As for LP solver recommendations, two of the best are Gurobi and CPLEX (google them). They are free for academic users, and are capable of solving large-scale problems. I believe they have all the capabilities that you need. You can get sensitivity information (to a perturbation) from the shadow prices (i.e. the Lagrange multipliers).
But I'm more interested in your original problem. As I understand it, it looks like this:
Let S = {1,2,...,N} where N is the total number of functions. y is a scalar. f_{i}:R^{1} -> R^{1}.
minimize sum{i in S} (x_{i} * f_{i}(0))
x_{i}
s.t.
(1) sum {i in S} x_{i} * f_{i}(1) = 1
(2) sum {i in S} x_{i} * f_{i}(y) >= 0 for all y in (2,inf]
It just seems to me that you might want to try solve this problem as an convex NLP rather than an LP. Large-scale interior point NLP solvers like IPOPT should be able to handle these problems easily. I strongly recommended trying IPOPT http://www.coin-or.org/Ipopt
From a numerical point of view: for convex problems, warm-starting is not necessary with interior point solvers; and you don't have to worry about the combinatorial cycling of active sets. What you've described as "warm-starting" is actually perturbing the solution -- that's more akin to sensitivity analysis. In optimization parlance, warm-starting usually means supplying a solver with an initial guess -- the solver will take that guess and end up at the same solution, which isn't really what you want. The only exception is if the active set changes with a different initial guess -- but for a convex problem with a unique optimum, this cannot happen.

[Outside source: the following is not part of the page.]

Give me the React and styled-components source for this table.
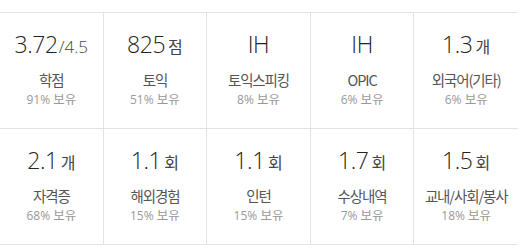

If you need any more information, I'd be pleased to supply it.
EDIT:
Sorry about the non-standard notation -- I wish I could type in LaTeX like on MathOverflow.net. (Incidentally, you might try posting this there -- I think the mathematicians there would be interested in this problem)
Ah now I see about the "y > 2". It isn't really an optimization constraint so much as an interval defining a space (I've edited my description above). My mistake. I'm wondering if you could somehow transform/project the problem from an infinite to a finite one? I can't think of anything right now, but I'm just wondering if that's possible.
So your approach is to discretize the problem for y in (2,inf]. I'm guessing you're choosing a very big number to represent inf and a fine discretization grid. Oooo tricky. I suppose discretization is probably your best bet. Maybe guys who do real analysis have ideas.
I've seen something similar being done for problems involving Lyapunov functions where it was necessary to enforce a property in every point within a convex hull. But that space was finite.
I encountered a similar problem. I searched the web and found just now that this problem may be classified as "semi-infinite" problem. MATLAB has tools to solve this kind of problems (function "fseminf"). But I haven't checked this in detail. Sure people have encountered this kind of questions.
You shouldn't be using an LP solver and doing the discretization yourself. You can do much better by using a decent general convex solver. Check out, for example, cvxopt. This can handle a wide variety of different functions in your constraints, or allow you to write your own. This will be far better than attempting to do the linearization yourself.
As to warm start, it makes more sense for an LP than a general convex program. While warm start could potentially be useful if you hand code the entire algorithm yourself, you typically still need several Newton steps anyway, so the gains aren't that significant. Most of the benefit of warm start comes in things like active set methods, which are mostly only used for LP.